I was shocked by how bad it was. Open mouthed.


*ets - Yes! 2008. Four years they've had to realise how cack this is. Shoot someone.

Just a quick point. Someone stated that the research was about social networks?

Most social network research does collect peoples names (which is not generally done in survey research to increase anonymity) too allow the researcher to show relationships between people.


Any serious researcher should have obtained a consent form from the parents of the teenagers as they are minors however.



So I think the protocol was dodgy, but not necessarily the activity.

How does this consent from parents happen then?

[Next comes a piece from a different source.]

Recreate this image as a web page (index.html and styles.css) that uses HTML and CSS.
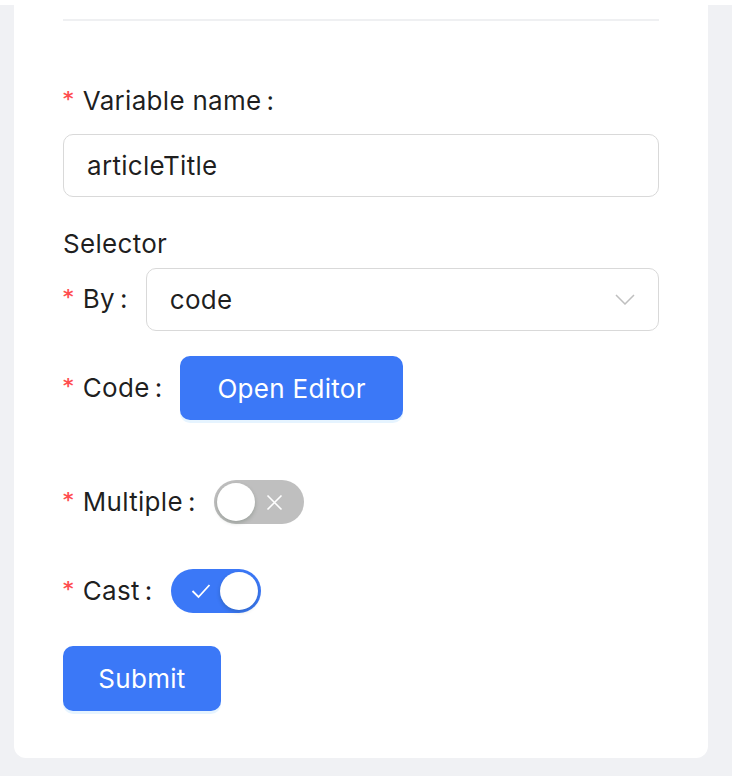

Approach a gang of youths and say "would you mind popping off home and getting permission from your parents? No.. Don't worry I'll do it. Just tell me where you live and I'll go and ask them. Meet you all back here in say... 60 minutes?"

woodrot Wrote:

-------------------------------------------------------

> Im up for a lynch mob if anyone else is

> interested. Theres a bloke down the street with

> his eyes too close together - we could start with

> him


I think we would need someone by the name of 'Lynch' to do it properly... though I'm not sure... will pop into local park and ask a few kids.

maxxi Wrote:

-------------------------------------------------------


> I think we would need someone by the name of 'Lynch' to do it properly... though I'm not

> sure... will pop into local park and ask a few kids.


You do realise the little sods want paying nowadays?